>> START

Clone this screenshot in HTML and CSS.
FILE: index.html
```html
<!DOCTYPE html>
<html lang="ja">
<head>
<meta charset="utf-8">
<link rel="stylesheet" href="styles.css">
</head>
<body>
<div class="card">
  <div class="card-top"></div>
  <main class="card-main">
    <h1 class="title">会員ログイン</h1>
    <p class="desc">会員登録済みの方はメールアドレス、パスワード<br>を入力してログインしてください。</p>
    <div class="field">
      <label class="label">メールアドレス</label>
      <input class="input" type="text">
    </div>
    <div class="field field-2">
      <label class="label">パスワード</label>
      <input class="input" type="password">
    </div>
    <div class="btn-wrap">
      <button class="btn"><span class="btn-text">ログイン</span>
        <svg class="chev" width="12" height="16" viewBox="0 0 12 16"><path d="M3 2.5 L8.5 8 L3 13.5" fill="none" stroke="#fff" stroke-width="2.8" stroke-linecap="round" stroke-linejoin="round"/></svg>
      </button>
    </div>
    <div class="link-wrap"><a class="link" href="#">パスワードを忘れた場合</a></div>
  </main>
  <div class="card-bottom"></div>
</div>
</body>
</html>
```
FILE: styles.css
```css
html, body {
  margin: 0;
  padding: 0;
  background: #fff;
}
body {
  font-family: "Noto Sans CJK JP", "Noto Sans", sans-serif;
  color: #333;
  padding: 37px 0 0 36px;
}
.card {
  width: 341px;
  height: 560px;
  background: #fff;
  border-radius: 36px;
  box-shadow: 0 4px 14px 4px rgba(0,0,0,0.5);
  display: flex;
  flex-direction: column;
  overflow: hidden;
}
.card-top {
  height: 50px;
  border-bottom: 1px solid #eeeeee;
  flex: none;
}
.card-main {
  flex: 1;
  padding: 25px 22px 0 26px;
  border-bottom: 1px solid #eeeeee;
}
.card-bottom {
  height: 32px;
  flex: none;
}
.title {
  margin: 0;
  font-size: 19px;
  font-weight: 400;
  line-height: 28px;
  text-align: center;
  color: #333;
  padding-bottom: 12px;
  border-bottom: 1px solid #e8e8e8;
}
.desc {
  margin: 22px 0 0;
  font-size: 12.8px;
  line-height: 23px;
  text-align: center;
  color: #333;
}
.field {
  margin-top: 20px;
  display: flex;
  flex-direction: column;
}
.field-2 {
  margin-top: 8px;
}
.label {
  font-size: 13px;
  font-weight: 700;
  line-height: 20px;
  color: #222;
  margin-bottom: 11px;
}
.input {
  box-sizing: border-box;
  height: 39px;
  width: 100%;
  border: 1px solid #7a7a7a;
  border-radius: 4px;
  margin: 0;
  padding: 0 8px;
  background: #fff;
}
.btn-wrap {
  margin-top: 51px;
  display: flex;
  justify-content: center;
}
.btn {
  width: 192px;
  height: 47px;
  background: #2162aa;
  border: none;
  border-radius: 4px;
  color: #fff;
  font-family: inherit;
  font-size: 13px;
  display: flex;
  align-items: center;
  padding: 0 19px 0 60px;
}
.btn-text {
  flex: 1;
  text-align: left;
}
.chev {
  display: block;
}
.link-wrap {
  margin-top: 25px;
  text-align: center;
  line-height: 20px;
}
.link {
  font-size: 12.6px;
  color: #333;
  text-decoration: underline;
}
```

>> END

▶ TASK REQUIREMENTS
Repeat every line of the data, exactly and in full.

▶ EXERCISE OUTPUT
Clone this screenshot in HTML and CSS.
FILE: index.html
```html
<!DOCTYPE html>
<html lang="ja">
<head>
<meta charset="utf-8">
<link rel="stylesheet" href="styles.css">
</head>
<body>
<div class="card">
  <div class="card-top"></div>
  <main class="card-main">
    <h1 class="title">会員ログイン</h1>
    <p class="desc">会員登録済みの方はメールアドレス、パスワード<br>を入力してログインしてください。</p>
    <div class="field">
      <label class="label">メールアドレス</label>
      <input class="input" type="text">
    </div>
    <div class="field field-2">
      <label class="label">パスワード</label>
      <input class="input" type="password">
    </div>
    <div class="btn-wrap">
      <button class="btn"><span class="btn-text">ログイン</span>
        <svg class="chev" width="12" height="16" viewBox="0 0 12 16"><path d="M3 2.5 L8.5 8 L3 13.5" fill="none" stroke="#fff" stroke-width="2.8" stroke-linecap="round" stroke-linejoin="round"/></svg>
      </button>
    </div>
    <div class="link-wrap"><a class="link" href="#">パスワードを忘れた場合</a></div>
  </main>
  <div class="card-bottom"></div>
</div>
</body>
</html>
```
FILE: styles.css
```css
html, body {
  margin: 0;
  padding: 0;
  background: #fff;
}
body {
  font-family: "Noto Sans CJK JP", "Noto Sans", sans-serif;
  color: #333;
  padding: 37px 0 0 36px;
}
.card {
  width: 341px;
  height: 560px;
  background: #fff;
  border-radius: 36px;
  box-shadow: 0 4px 14px 4px rgba(0,0,0,0.5);
  display: flex;
  flex-direction: column;
  overflow: hidden;
}
.card-top {
  height: 50px;
  border-bottom: 1px solid #eeeeee;
  flex: none;
}
.card-main {
  flex: 1;
  padding: 25px 22px 0 26px;
  border-bottom: 1px solid #eeeeee;
}
.card-bottom {
  height: 32px;
  flex: none;
}
.title {
  margin: 0;
  font-size: 19px;
  font-weight: 400;
  line-height: 28px;
  text-align: center;
  color: #333;
  padding-bottom: 12px;
  border-bottom: 1px solid #e8e8e8;
}
.desc {
  margin: 22px 0 0;
  font-size: 12.8px;
  line-height: 23px;
  text-align: center;
  color: #333;
}
.field {
  margin-top: 20px;
  display: flex;
  flex-direction: column;
}
.field-2 {
  margin-top: 8px;
}
.label {
  font-size: 13px;
  font-weight: 700;
  line-height: 20px;
  color: #222;
  margin-bottom: 11px;
}
.input {
  box-sizing: border-box;
  height: 39px;
  width: 100%;
  border: 1px solid #7a7a7a;
  border-radius: 4px;
  margin: 0;
  padding: 0 8px;
  background: #fff;
}
.btn-wrap {
  margin-top: 51px;
  display: flex;
  justify-content: center;
}
.btn {
  width: 192px;
  height: 47px;
  background: #2162aa;
  border: none;
  border-radius: 4px;
  color: #fff;
  font-family: inherit;
  font-size: 13px;
  display: flex;
  align-items: center;
  padding: 0 19px 0 60px;
}
.btn-text {
  flex: 1;
  text-align: left;
}
.chev {
  display: block;
}
.link-wrap {
  margin-top: 25px;
  text-align: center;
  line-height: 20px;
}
.link {
  font-size: 12.6px;
  color: #333;
  text-decoration: underline;
}
```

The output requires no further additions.